A cet égard, une approche pluridisciplinaire se révèle essentielle. Grâce au dialogue avec des professionnels d'horizon variés (juristes, travailleur sociaux et psychologues), la victime bénéficie au plus proche de l'infraction, d'une prise en charge effective et se voit ainsi épargner le parcours du combattant que lui impose la multiplication de guichets ou la dissémination des intervenants.

Dans cette perspective, l'INAVEM a posé en principe, la nécessité d'une formation adaptée des équipes qui œuvrent sur le terrain.

L'accent mis sur la formation est d'autant plus nécessaire, que les modes de traitement de la délinquance évoluent (généralisation du traitement en temps réel, comparution sur reconnaissance préalable de culpabilité ou bureaux d'exécution des peines) et appellent une intervention pro active (plus en amont) des associations vers les victimes.

La formation participe d’une démarche d'ouverture et de collaboration entre professionnels, sans laquelle les droits des victimes risquent de rester lettre morte.

Je tiens ici à saluer, Monsieur le Président, l'initiative que vous avez eu en constituant en septembre 2006 un groupe de travail entre l'INAVEM et la Conférence des Bâtonniers. Par l'évaluation de l'existant, le renforcement des complémentarités, votre partenariat avec le Barreau permettra le développement de projets communs d'assistance aux victimes, notamment celles de catastrophes collectives, et renforcera l'effectivité de leurs droits.
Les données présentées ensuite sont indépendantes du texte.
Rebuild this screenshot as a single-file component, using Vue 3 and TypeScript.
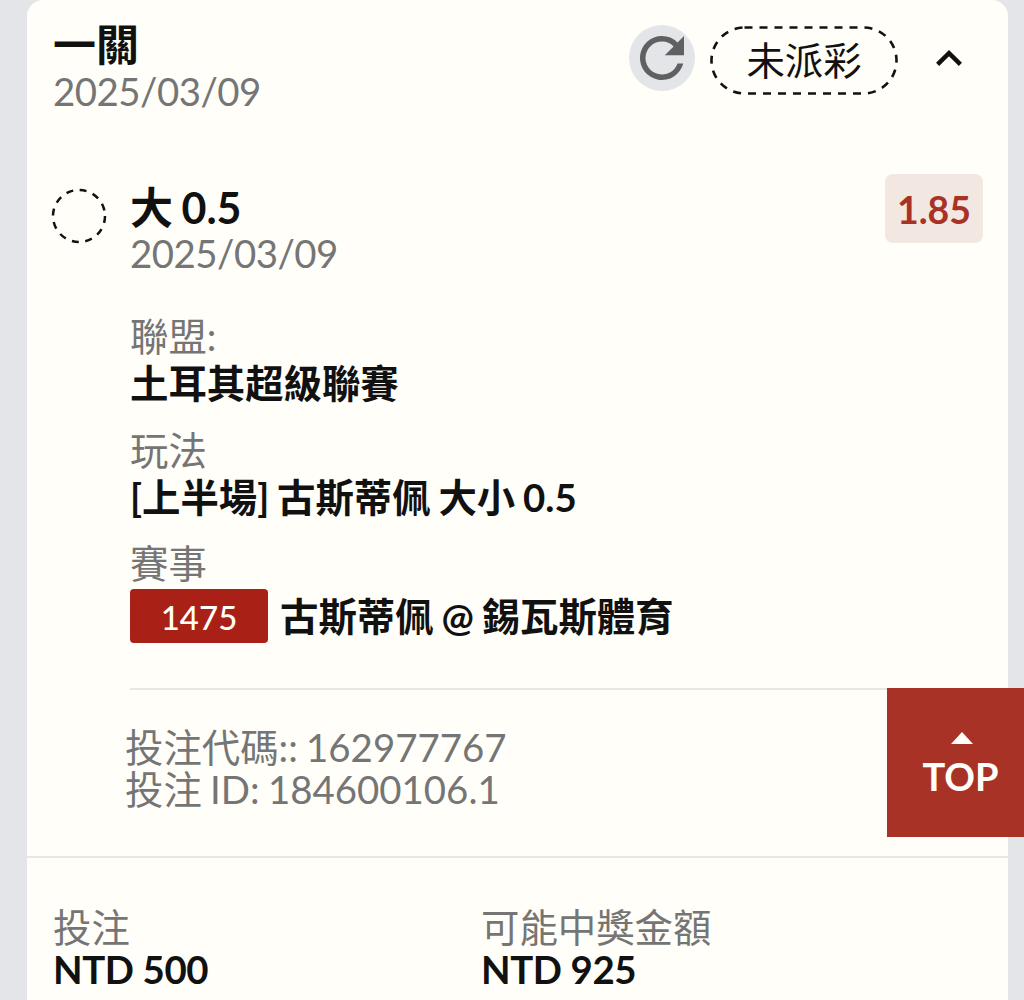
<script setup lang="ts">
interface InfoRow {
  label: string;
  value: string;
}

const rows: InfoRow[] = [
  { label: '聯盟:', value: '土耳其超級聯賽' },
  { label: '玩法', value: '[上半場] 古斯蒂佩 大小 0.5' },
];
</script>

<template>
  <div class="page">
    <div class="card">
      <div class="head">
        <div class="head-title">
          <div class="title">一關</div>
          <div class="date">2025/03/09</div>
        </div>
        <div class="head-actions">
          <div class="refresh">
            <svg width="66" height="66" viewBox="0 0 24 24" fill="#5f6062">
              <path d="M17.65 6.35A7.96 7.96 0 0 0 12 4a8 8 0 1 0 7.73 10h-2.08A6 6 0 1 1 12 6c1.66 0 3.14.69 4.22 1.78L13 11h7V4l-2.35 2.35z" />
            </svg>
          </div>
          <div class="status">
            <svg class="status-border" width="188" height="69" viewBox="0 0 188 69" fill="none" stroke="#111" stroke-width="2.6" stroke-dasharray="8 7">
              <rect x="1.5" y="1.5" width="185" height="66" rx="33" />
            </svg>
            未派彩
          </div>
          <svg class="chevron" width="26" height="16" viewBox="0 0 26 16" fill="none" stroke="#111" stroke-width="4.4">
            <path d="M1.6 14.4 13 3.2l11.4 11.2" />
          </svg>
        </div>
      </div>

      <div class="bet">
        <svg class="dot" width="56" height="56" viewBox="0 0 56 56" fill="none" stroke="#111" stroke-width="2.5" stroke-dasharray="7 6.6">
          <circle cx="28" cy="28" r="26" />
        </svg>
        <div class="bet-main">
          <div class="bet-top">
            <div>
              <div class="pick">大 0.5</div>
              <div class="date date-sub">2025/03/09</div>
            </div>
            <div class="odds">1.85</div>
          </div>
          <div class="details">
            <div v-for="row in rows" :key="row.label" class="row">
              <div class="label">{{ row.label }}</div>
              <div class="value">{{ row.value }}</div>
            </div>
            <div class="row">
              <div class="label">賽事</div>
              <div class="match">
                <span class="code">1475</span>
                <span class="value">古斯蒂佩 @ 錫瓦斯體育</span>
              </div>
            </div>
          </div>
        </div>
      </div>

      <div class="ids">
        <div>投注代碼:: 162977767</div>
        <div>投注 ID: 184600106.1</div>
      </div>

      <div class="totals">
        <div class="total">
          <div class="label">投注</div>
          <div class="amount">NTD 500</div>
        </div>
        <div class="total">
          <div class="label">可能中獎金額</div>
          <div class="amount">NTD 925</div>
        </div>
      </div>
    </div>

    <div class="top-btn">
      <svg width="22" height="12" viewBox="0 0 22 12" fill="#fffef8">
        <path d="M11 0 22 12H0z" />
      </svg>
      <span>TOP</span>
    </div>
  </div>
</template>

<style scoped>
.page {
  position: relative;
  height: 1000px;
  overflow: hidden;
  padding: 0 16px 0 27px;
  background: #e3e5e8;
  font-family: Lato, "Noto Sans CJK TC", sans-serif;
  color: #111;
}

.card {
  height: 1000px;
  background: #fffef8;
  border-radius: 16px 16px 0 0;
}

.head {
  display: flex;
  justify-content: space-between;
  padding: 22px 46px 0 26px;
}

.title {
  font-size: 43px;
  line-height: 46px;
  font-weight: 700;
}

.date {
  font-size: 38.4px;
  line-height: 46px;
  letter-spacing: -0.5px;
  color: #757575;
}

.date-sub {
  line-height: 44px;
}

.head-actions {
  display: flex;
  align-items: flex-start;
}

.refresh {
  width: 66px;
  height: 66px;
  margin-top: 3px;
  border-radius: 50%;
  background: #e3e5e8;
}

.refresh svg {
  display: block;
}

.status {
  position: relative;
  width: 188px;
  height: 69px;
  margin: 4px 0 0 15px;
  font-size: 38.4px;
  line-height: 69px;
  text-align: center;
}

.status-border {
  position: absolute;
  top: 0;
  left: 0;
}

.chevron {
  margin: 28px 0 0 38px;
}

.bet {
  display: flex;
  padding: 60px 25px 0 24px;
}

.dot {
  flex: none;
  margin-top: 14px;
}

.bet-main {
  flex: 1;
  margin-left: 23px;
}

.bet-top {
  display: flex;
  justify-content: space-between;
}

.pick {
  font-size: 43px;
  line-height: 46px;
  font-weight: 700;
  word-spacing: -2px;
  margin-top: 11px;
}

.odds {
  width: 98px;
  height: 69px;
  border-radius: 8px;
  background: #f3e7e1;
  color: #a93226;
  font-size: 37.5px;
  font-weight: 700;
  line-height: 72px;
  text-align: center;
}

.details {
  margin-top: 38px;
  margin-right: -25px;
  padding-bottom: 45px;
  border-bottom: 2px solid #e8e8e3;
}

.row {
  margin-bottom: 19.5px;
}

.row:last-child {
  margin-bottom: 0;
}

.label {
  font-size: 38.4px;
  line-height: 47px;
  color: #757575;
}

.value {
  font-size: 38.4px;
  line-height: 47px;
  font-weight: 700;
  word-spacing: -1.5px;
}

.match {
  display: flex;
  align-items: center;
  gap: 12px;
  margin-top: 2px;
}

.code {
  width: 138px;
  height: 54px;
  border-radius: 4px;
  background: #a92116;
  color: #fffef8;
  font-size: 33px;
  font-weight: 500;
  line-height: 56px;
  text-align: center;
}

.ids {
  padding: 36px 0 46px 98px;
  font-size: 38.4px;
  line-height: 42px;
  word-spacing: -1.5px;
  color: #757575;
  border-bottom: 2px solid #e8e8e3;
}

.totals {
  display: flex;
  padding: 48px 26px 0;
}

.total {
  width: 428px;
}

.total .label {
  line-height: 42px;
}

.amount {
  font-size: 38.4px;
  line-height: 42px;
  letter-spacing: -0.4px;
  font-weight: 700;
}

.top-btn {
  position: absolute;
  top: 688px;
  right: 0;
  display: flex;
  flex-direction: column;
  align-items: center;
  box-sizing: border-box;
  width: 137px;
  height: 149px;
  padding: 44px 0 0 12px;
  background: #a93226;
  color: #fffef8;
  font-size: 38px;
  font-weight: 700;
  line-height: 42px;
}

.top-btn svg {
  display: block;
  margin-bottom: 11px;
}

.top-btn span {
  margin-right: 2px;
}
</style>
Par son ancrage fort dans la société civile, le milieu associatif est un acteur majeur d'un monde de plus en plus globalisé. En effet, la délinquance se joue des frontières des Etats et la prise en compte des victimes est désormais une préoccupation internationale, qui justifie la mise en commun des expériences et le partage des bonnes pratiques.

La dimension européenne et internationale des politiques publiques d'aide aux victimes est ainsi incontournable. Là encore, je me dois de souligner la collaboration active entre l’INAVEM et le ministère de la Justice, pour développer des projets innovants dans le cadre des programmes européens, contribuant ainsi à faire rayonner l’action de la France en Europe et dans le monde, en ce domaine.
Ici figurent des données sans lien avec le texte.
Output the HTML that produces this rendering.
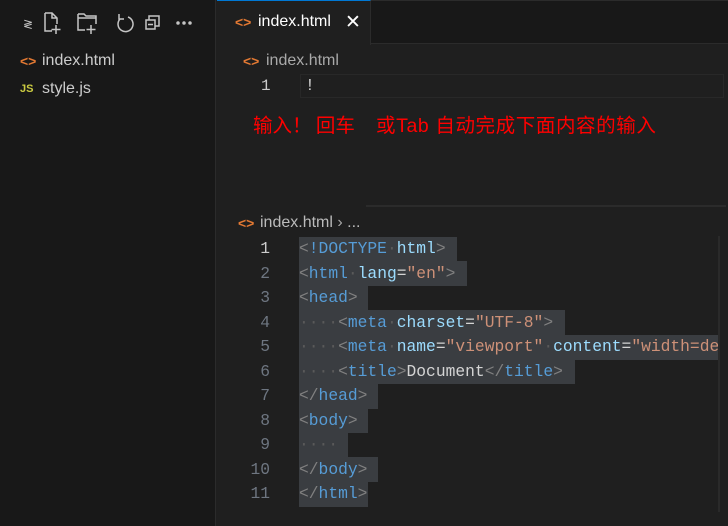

La France est ainsi, dans le domaine de l’aide aux victimes et de leur indemnisation, placée au  premier rang dans le concert européen, comme en témoigne le rapport CEPEJ du Conseil de l'Europe.

Consciente de l'importance des enjeux en présence, votre fédération a entrepris de renforcer les liens qui l'unissent à son réseau.

Cette volonté de recentrage vers la fédération vous a conduit, parallèlement, à développer des outils de détection et de prévention des difficultés qui peuvent survenir sur le terrain au sein des associations.

Je ne peux qu'approuver cette évolution qui répond aux efforts engagés en vue d'une optimisation des concours financiers consentis aux partenaires du service public.

Je veux d’ailleurs répondre ici à l’une de vos préoccupations s’agissant des difficultés financières des associations et, notamment celles qui mettent en œuvre des mesures de médiation pénale. Je suis tout à fait convaincu que la médiation pénale est une alternative aux poursuites particulièrement adaptée à certains types d’infractions, notamment en présence de victimes. Je pense à des litiges de voisinage ou à certains contentieux liés au code de la route.

Cependant, dans l’objectif d’une réponse pénale systématique à chaque acte de délinquance, il faut laisser au procureur de la République, qui dispose d’une palette de mesures, la possibilité de choisir celle qui lui paraît la meilleure ou la plus adaptée.

Le choix différencié des mesures pénales prévues par la loi, mais aussi du prestataire de la mesure - personne physique ou association - permet d’apporter rapidement une réponse à tous les actes de délinquance dont la justice est saisie, dans le respect des droits des victimes. Il est essentiel de préserver cette diversité qui est un facteur de réussite d’une politique pénale ambitieuse.

Pour autant, vous le savez, conscient des difficultés que vous m’avez exprimées, j'ai immédiatement engagé une concertation avec l’ensemble des auteurs concernés, dont votre fédération.

Des travaux sont en cours afin de rechercher des solutions pratiques. Je suis persuadé qu’ils aboutiront à des propositions pertinentes.

Vous l’avez rappelé, M. le Président, l’engagement du Ministère de la justice aux côtés des associations d’aide aux victimes, est total.

S’agissant de l’aide aux victimes, le soutien financier apporté au développement du réseau associatif, n’a jamais été aussi important qu’au cours des cinq dernières années.

En effet, les crédits délégués aux associations d’aide aux victimes (171 à ce jour) sont passé de 4,6M€ en 2002 à 7,3M€ en 2007, soit une progression de 58 %.

Sachez garder le cap et poursuivre votre œuvre en faveur des victimes, tant la tâche est encore grande, pour que chaque personne touchée par une infraction puisse trouver le soutien dont elle a besoin.

L’INAVEM est parvenu, par son action, à ancrer l'aide aux victimes dans notre réalité sociale ; au travers de son réseau, votre fédération a développé une expertise unique qui contribue de manière déterminante à ce que la volonté du gouvernement de garantir à tous nos concitoyens plus de Justice et de sécurité, soit chaque jour une réalité.

A l’occasion de cet anniversaire, je souhaite vous redire à tous, mon estime et mon soutien pour votre engagement au service des victimes.

Je vous remercie de votre attention.